The development of highly sensitive, portable and low-cost sensors for the evaluation of ethanol content in liquid is particularly important in several monitoring processes, from the food industry to the pharmaceutical industry. In this respect, we report the optimization of two sensing approaches based on electrical impedance spectroscopy (EIS) and complementary double split ring resonators (CDSRRs) for the detection of ethanol in water. Miniaturized EIS sensors were realized with interdigitated electrodes, and the ethanol sensing was carried out in liquid solutions without any functionalization of the electrodes. Impedance fitting analysis, with an equivalent circuit over a frequency range from 100 Hz to 1 MHz, was performed to estimate the electric parameters, which allowed us to evaluate the amount of ethanol in water solutions. On the other hand, complementary double split ring resonators (CDSRRs) were optimized by adjusting the device geometry to achieve higher quality factors while operating at a low fundamental frequency despite the small size (useful for compact electronic packaging). Both sensors were found to be efficient for the detection of low amounts of ethanol in water, even in the presence of salts.
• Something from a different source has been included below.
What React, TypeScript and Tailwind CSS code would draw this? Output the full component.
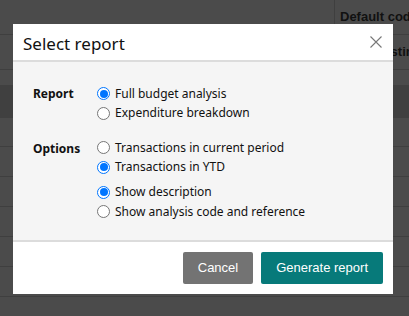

In particular, EIS sensors proved to be effective in performing a broadband evaluation of ethanol concentration and are convenient when low cost is the priority. On the other end, the employment of split ring resonators allowed us to achieve a very low limit of detection of 0.2 v/v%, and provides specific advantages in the case of known environments where they can enable fast real-time single-frequency measurements.